> Brief:
Keep only the lines of the listing that include the word "this", and copy them.

> Records for processing:
================================
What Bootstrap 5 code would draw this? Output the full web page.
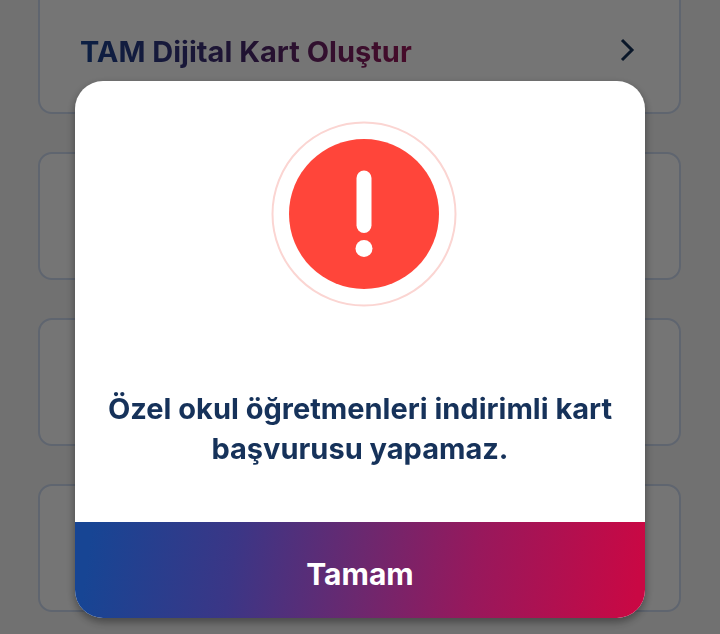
================================
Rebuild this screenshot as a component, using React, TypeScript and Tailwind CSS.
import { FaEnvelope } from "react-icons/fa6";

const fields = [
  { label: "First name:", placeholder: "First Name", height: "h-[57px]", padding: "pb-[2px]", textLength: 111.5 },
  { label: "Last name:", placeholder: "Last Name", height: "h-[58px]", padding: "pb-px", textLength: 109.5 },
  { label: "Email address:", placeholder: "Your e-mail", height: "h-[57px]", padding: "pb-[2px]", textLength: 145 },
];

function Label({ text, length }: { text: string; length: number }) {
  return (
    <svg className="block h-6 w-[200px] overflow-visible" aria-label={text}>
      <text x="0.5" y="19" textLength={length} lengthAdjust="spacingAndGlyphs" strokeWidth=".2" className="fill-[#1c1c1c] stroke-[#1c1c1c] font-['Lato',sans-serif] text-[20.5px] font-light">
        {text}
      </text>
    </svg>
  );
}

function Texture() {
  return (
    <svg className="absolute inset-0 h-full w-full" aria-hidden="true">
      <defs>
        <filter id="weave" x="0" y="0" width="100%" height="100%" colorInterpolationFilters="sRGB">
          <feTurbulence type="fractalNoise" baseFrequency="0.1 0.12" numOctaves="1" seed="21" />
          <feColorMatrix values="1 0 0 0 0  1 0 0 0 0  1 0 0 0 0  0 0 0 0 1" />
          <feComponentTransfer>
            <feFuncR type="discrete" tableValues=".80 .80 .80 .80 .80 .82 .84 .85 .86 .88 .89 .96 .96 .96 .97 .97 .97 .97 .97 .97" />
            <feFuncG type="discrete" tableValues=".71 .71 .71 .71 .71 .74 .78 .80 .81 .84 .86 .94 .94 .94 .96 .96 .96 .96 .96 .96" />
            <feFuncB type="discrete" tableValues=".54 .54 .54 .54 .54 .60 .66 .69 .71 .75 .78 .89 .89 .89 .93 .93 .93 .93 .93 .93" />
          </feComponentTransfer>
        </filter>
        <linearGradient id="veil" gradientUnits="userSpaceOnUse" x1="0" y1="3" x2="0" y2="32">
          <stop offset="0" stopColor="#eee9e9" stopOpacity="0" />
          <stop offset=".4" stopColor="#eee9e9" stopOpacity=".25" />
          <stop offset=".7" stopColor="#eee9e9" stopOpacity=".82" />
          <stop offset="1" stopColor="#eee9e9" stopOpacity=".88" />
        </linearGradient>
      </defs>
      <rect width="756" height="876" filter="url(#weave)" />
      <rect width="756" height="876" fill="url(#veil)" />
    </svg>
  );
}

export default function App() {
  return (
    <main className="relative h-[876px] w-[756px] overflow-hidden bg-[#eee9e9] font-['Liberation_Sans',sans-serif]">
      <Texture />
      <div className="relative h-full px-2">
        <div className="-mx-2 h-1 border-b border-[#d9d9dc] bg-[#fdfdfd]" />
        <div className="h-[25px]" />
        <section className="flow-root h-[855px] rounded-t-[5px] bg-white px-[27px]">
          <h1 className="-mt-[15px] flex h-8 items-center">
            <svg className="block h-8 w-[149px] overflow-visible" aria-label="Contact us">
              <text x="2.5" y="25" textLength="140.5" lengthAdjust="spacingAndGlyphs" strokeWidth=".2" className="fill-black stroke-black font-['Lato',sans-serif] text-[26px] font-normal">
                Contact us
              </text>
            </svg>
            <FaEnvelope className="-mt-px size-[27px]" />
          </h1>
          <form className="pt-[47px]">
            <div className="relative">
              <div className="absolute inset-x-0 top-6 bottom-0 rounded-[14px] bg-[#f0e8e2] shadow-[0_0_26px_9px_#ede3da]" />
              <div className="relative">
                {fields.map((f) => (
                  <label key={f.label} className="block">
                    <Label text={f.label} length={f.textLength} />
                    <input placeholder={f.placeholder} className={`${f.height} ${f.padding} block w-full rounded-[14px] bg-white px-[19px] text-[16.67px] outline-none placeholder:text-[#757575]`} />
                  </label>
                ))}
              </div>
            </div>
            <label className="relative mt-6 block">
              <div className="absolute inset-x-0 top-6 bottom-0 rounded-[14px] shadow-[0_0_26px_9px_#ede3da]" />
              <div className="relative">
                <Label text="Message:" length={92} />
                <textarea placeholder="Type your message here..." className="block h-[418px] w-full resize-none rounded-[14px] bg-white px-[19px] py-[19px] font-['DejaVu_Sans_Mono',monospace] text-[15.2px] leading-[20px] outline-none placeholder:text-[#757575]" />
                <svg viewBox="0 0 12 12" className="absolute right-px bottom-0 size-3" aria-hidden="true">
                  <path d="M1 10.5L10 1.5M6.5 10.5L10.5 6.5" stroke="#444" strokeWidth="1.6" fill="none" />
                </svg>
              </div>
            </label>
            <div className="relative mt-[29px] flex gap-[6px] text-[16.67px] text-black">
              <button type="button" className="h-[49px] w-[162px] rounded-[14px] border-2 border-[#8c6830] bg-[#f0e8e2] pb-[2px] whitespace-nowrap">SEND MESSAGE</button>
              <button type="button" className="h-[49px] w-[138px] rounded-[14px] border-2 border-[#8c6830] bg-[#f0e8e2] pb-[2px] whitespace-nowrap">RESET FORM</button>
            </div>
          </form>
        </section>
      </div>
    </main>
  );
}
================================
> Correct response:
What Bootstrap 5 code would draw this? Output the full web page.
Rebuild this screenshot as a component, using React, TypeScript and Tailwind CSS.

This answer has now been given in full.